One year the ensemble notified Maverick’s management that it was offering only an all-Bartók program for the summer. I heard reports that the board of directors was in a tizzy. They didn’t want to pass up a favorite ensemble, but the board thought Maverick’s audience was too conservative to come to an all-Bartók concert. The full house told all of us that the audience wasn’t so conservative after all.
Eventually, the first of the group’s Japanese members retired and was replaced by Peter Oundjian. He introduced a welcome element of imperfection to the ensemble, leading it in taking chances and playing with a wider range of expression. Although his tenure was ended by a hand injury in 1995 (he has since gone on to a highly successful conducting career), Oundjian brought about a permanent change in the Tokyo Quartet’s personality, much for the better in my opinion.
Maverick also enabled me to become familiar with the playing of the great Colorado Quartet, which I heard numerous times there and later at Bard College. I wound up publishing a series of recordings by this group on my own Parnassus label. Unfortunately it is now disbanded but its complete recording of the Beethoven String Quartets will keep its legacy alive. Two other ensembles I heard and loved at Maverick left almost no recordings. The Rogeri Trio (named for the maker of the violinist’s instrument) was one of the best piano trios I ever heard. It was founded in 1976 and played numerous concerts at Maverick, but its only recording I know is a Trio by Katherine Hoover which, years after it was made, also wound up on the Parnassus label. (There is now another ensemble of the same name.) The Aulos Wind Quintet brought us some of the best wind playing I ever heard, a breathtakingly accurate and impulsive ensemble. I know only one recording by this ensemble, works of Harbison and Rochberg. (Again, there is now another ensemble with the same name.)

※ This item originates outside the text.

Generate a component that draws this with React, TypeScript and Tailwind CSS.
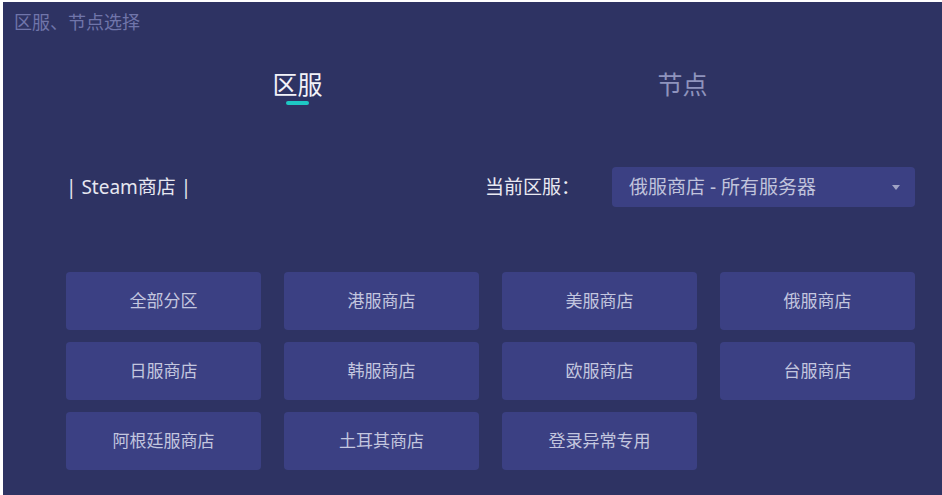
import React, { useState } from "react";

const regions = [
  "全部分区",
  "港服商店",
  "美服商店",
  "俄服商店",
  "日服商店",
  "韩服商店",
  "欧服商店",
  "台服商店",
  "阿根廷服商店",
  "土耳其商店",
  "登录异常专用",
];

const font = { fontFamily: '"Noto Sans", "Noto Sans CJK SC", sans-serif' };

export default function App() {
  const [tab, setTab] = useState<"region" | "node">("region");

  return (
    <div className="w-[942px] h-[495px] bg-white pl-[3px] pt-[2px]" style={font}>
      <div className="h-full bg-[#2e3363] flex flex-col">
        <div className="pl-[11px] pt-[8px] text-[18px] leading-[24px] text-[#7075aa]">
          区服、节点选择
        </div>

        {/* tabs */}
        <div className="ml-[102px] w-[770px] mt-[33px] grid grid-cols-2">
          <button
            onClick={() => setTab("region")}
            className="flex flex-col items-center"
          >
            <span className={`text-[25px] leading-[34px] ${tab === "region" ? "text-[#f2f2f8]" : "text-[#8f93bd]"}`}>
              区服
            </span>
            <span className={`h-[4px] w-[23px] rounded-full ${tab === "region" ? "bg-[#1ec8c4]" : "bg-transparent"}`} />
          </button>
          <button
            onClick={() => setTab("node")}
            className="flex flex-col items-center"
          >
            <span className={`text-[25px] leading-[34px] ${tab === "node" ? "text-[#f2f2f8]" : "text-[#8f93bd]"}`}>
              节点
            </span>
            <span className={`h-[4px] w-[23px] rounded-full ${tab === "node" ? "bg-[#1ec8c4]" : "bg-transparent"}`} />
          </button>
        </div>

        {/* store + current region */}
        <div className="mt-[62px] flex items-center pl-[63px] pr-[27px]">
          <div className="text-[19px] text-[#e6e7f0]">| Steam商店 |</div>
          <div className="ml-auto flex items-center">
            <div className="w-[127px] text-[19px] text-[#e9e9f2]">当前区服：</div>
            <div className="w-[303px] h-[40px] rounded-[4px] bg-[#3b4083] flex items-center pl-[17px] pr-[15px]">
              <span className="text-[19px] text-[#c0c3dc]">俄服商店 - 所有服务器</span>
              <svg className="ml-auto" width="8" height="5" viewBox="0 0 8 5">
                <path d="M0 0h8L4 5z" fill="#a0a3c4" />
              </svg>
            </div>
          </div>
        </div>

        {/* region buttons */}
        <div className="mt-[65px] pl-[63px] pr-[27px] grid grid-cols-4 gap-x-[23px] gap-y-[12px]">
          {regions.map((r) => (
            <button
              key={r}
              className="h-[58px] rounded-[4px] bg-[#3b4083] text-[17px] text-[#c3c6df] flex items-center justify-center"
            >
              {r}
            </button>
          ))}
        </div>
      </div>
    </div>
  );
}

The current schedule of two concerts during most summer weekends is a relatively recent innovation, dating from the Platt Administration. But many years ago, Leo Bernache tried a few Saturday evening concerts with young artists. Although I remember the concerts as worthwhile, they attracted only small audiences and were soon discontinued. The concert I remember best was a performance by a compelling soprano named Joy Simpson, who sang a widely varied program from Schubert to Spirituals. I also remember her accompanist, a small, wiry woman named Sylvia Olden Lee who played very well and who was the greatest virtuoso page turner I ever saw in action. You could barely see her hand flick out and the page would turn, and she didn’t miss one during the whole concert. We were especially lucky to hear Simpson, who died suddenly at the age of 40. She made one LP of Spirituals but apparently no other recordings.
One of my favorite memories from my decade at WDST is the afternoon I interviewed Leon Barzin. He was a legendary conductor and conducting teacher, then in his eighties and in town to lead a conducting workshop. Although born in Belgium, Barzin had been living in Woodstock in 1915. He told me and our listeners about the origins of the Maverick hall. He had not only played viola during the first concert season, he had helped build the hall, and he described driving nails. Remembering that interview helps connect me to the beginnings of the Maverick tradition, and thinking that someday a researcher may be reading these words for an article on the 200th anniversary.